# REQUIRED TASK:
Tally the lines in the listing below that contain "styles" and report the tally alone.

--

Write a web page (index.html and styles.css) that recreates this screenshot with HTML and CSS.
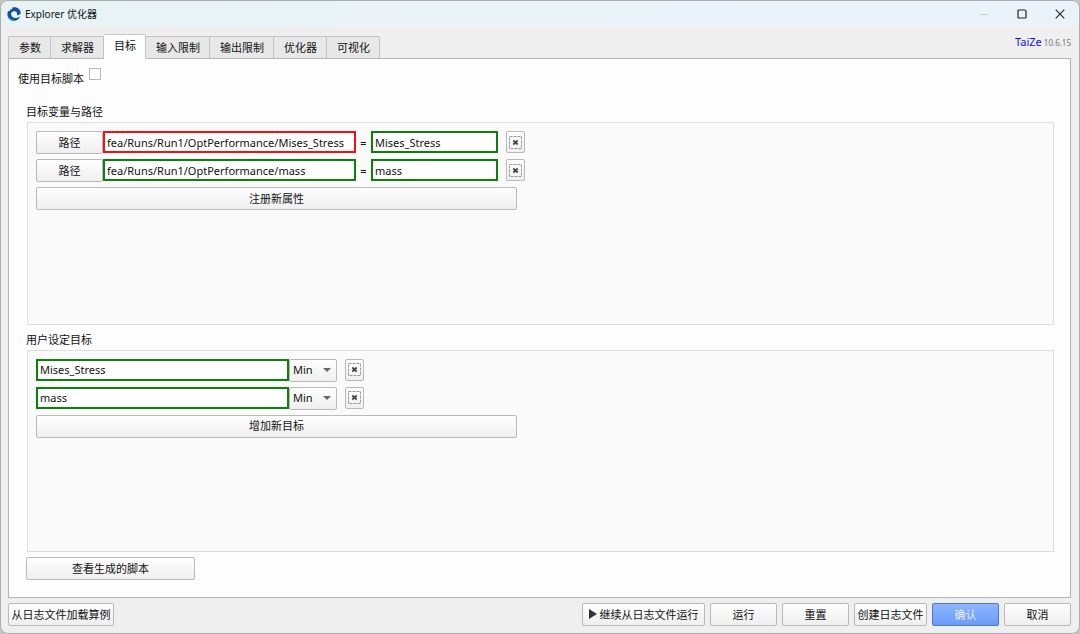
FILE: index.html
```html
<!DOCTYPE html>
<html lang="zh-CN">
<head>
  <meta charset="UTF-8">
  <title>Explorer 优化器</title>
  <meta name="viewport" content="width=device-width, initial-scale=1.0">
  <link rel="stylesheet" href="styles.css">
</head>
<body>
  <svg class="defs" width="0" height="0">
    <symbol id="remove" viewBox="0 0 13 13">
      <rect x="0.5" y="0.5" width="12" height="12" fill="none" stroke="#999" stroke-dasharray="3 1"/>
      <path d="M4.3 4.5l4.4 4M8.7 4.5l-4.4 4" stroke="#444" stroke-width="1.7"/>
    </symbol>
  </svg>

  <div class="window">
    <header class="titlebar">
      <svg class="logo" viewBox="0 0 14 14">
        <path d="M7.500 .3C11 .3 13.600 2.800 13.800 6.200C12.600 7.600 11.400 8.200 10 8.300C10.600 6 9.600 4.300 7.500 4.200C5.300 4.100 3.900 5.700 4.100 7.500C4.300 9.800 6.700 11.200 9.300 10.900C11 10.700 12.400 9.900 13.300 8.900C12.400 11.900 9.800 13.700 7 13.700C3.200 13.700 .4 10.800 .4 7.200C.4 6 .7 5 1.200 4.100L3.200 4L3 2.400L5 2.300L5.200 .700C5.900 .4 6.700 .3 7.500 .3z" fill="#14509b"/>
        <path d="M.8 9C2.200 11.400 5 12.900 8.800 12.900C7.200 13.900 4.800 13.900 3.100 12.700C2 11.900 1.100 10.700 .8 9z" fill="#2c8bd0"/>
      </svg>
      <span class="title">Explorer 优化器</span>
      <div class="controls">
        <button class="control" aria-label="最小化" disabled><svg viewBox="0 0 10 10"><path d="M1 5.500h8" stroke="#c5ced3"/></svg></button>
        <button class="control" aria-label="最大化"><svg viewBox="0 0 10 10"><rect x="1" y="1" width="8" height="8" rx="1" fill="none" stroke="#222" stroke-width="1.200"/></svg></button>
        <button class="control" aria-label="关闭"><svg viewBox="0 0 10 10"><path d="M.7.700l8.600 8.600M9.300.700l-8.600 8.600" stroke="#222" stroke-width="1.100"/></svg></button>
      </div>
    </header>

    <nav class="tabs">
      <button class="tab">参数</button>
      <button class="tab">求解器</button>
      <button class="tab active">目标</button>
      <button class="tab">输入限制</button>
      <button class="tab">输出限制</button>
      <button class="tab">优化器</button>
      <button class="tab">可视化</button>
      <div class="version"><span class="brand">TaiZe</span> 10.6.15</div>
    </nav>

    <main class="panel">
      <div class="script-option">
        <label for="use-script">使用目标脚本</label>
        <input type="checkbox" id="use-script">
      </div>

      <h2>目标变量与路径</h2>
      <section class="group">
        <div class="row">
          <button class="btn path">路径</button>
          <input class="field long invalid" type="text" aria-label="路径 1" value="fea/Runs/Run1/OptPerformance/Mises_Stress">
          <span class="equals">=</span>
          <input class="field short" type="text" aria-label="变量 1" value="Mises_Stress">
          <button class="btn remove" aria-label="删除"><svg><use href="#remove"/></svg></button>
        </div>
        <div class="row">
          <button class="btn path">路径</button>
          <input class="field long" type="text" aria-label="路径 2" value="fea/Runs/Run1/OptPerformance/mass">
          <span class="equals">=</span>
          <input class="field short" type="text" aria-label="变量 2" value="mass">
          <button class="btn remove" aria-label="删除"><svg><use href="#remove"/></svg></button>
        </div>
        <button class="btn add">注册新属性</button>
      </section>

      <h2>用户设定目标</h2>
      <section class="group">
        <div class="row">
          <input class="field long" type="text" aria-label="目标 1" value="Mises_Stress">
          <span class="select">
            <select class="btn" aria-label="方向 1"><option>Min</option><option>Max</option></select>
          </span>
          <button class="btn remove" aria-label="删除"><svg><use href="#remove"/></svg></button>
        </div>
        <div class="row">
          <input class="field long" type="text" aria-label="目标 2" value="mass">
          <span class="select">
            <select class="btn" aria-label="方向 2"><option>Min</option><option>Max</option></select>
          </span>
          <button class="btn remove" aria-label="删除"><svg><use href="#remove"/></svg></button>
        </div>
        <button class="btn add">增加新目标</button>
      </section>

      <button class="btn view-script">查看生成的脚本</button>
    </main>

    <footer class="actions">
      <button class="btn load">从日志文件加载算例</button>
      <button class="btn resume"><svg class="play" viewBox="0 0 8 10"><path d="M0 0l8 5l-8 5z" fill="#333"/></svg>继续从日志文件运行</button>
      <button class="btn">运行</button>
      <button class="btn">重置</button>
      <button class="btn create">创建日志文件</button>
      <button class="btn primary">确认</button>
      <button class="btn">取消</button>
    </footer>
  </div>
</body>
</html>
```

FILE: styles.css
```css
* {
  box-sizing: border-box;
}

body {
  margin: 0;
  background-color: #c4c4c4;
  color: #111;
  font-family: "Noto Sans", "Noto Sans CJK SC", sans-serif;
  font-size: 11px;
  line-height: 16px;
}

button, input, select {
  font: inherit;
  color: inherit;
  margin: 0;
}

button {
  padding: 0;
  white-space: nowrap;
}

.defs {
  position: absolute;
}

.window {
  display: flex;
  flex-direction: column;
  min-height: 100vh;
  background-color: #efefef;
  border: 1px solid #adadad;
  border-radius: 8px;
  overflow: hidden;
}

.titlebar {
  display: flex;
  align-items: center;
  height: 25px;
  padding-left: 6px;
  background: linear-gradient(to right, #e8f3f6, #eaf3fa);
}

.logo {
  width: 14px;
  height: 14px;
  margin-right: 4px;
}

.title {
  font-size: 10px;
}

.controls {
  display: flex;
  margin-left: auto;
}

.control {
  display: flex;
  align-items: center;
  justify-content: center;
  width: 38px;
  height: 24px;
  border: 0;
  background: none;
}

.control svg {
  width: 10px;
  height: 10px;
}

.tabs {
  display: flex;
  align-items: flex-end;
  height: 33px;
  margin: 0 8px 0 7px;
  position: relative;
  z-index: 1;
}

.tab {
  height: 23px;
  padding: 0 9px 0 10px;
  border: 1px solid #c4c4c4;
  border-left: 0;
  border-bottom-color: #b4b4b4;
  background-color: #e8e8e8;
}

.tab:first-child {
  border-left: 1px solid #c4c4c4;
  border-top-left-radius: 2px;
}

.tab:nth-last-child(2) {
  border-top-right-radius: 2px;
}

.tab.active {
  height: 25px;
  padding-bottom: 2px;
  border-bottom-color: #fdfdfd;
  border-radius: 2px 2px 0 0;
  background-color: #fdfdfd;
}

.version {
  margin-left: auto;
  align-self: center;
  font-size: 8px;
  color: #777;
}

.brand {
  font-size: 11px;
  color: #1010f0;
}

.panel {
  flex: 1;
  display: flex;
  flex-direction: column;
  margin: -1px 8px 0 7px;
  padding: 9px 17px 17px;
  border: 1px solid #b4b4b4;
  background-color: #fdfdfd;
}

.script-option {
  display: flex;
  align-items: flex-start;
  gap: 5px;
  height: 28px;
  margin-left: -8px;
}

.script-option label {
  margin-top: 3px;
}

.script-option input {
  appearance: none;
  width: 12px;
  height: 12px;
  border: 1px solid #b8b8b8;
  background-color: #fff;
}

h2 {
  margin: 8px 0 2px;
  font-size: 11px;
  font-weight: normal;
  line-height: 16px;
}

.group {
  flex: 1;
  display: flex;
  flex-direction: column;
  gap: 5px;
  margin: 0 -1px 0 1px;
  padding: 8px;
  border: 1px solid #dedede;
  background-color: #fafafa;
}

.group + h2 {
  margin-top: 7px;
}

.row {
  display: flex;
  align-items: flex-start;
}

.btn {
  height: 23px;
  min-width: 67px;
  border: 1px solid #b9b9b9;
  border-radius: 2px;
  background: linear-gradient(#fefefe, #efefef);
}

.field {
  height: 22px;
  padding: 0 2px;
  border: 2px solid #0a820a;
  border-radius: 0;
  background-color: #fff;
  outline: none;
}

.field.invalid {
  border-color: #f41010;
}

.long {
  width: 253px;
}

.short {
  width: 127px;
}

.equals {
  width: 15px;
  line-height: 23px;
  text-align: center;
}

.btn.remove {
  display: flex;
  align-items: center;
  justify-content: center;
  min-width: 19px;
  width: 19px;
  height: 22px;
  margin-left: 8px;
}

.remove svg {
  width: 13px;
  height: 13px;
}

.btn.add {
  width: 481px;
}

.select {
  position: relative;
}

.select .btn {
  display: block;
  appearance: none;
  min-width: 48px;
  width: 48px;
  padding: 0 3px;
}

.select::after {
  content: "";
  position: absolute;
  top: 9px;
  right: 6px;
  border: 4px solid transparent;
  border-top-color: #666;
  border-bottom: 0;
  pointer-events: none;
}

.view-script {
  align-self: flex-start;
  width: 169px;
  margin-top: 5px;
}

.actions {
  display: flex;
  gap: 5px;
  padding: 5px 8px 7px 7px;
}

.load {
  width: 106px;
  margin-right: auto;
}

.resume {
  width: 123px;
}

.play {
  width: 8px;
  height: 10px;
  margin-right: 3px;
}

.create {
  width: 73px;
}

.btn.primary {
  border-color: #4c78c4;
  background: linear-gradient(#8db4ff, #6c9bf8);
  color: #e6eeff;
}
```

--

# EXERCISE RESPONSE:
3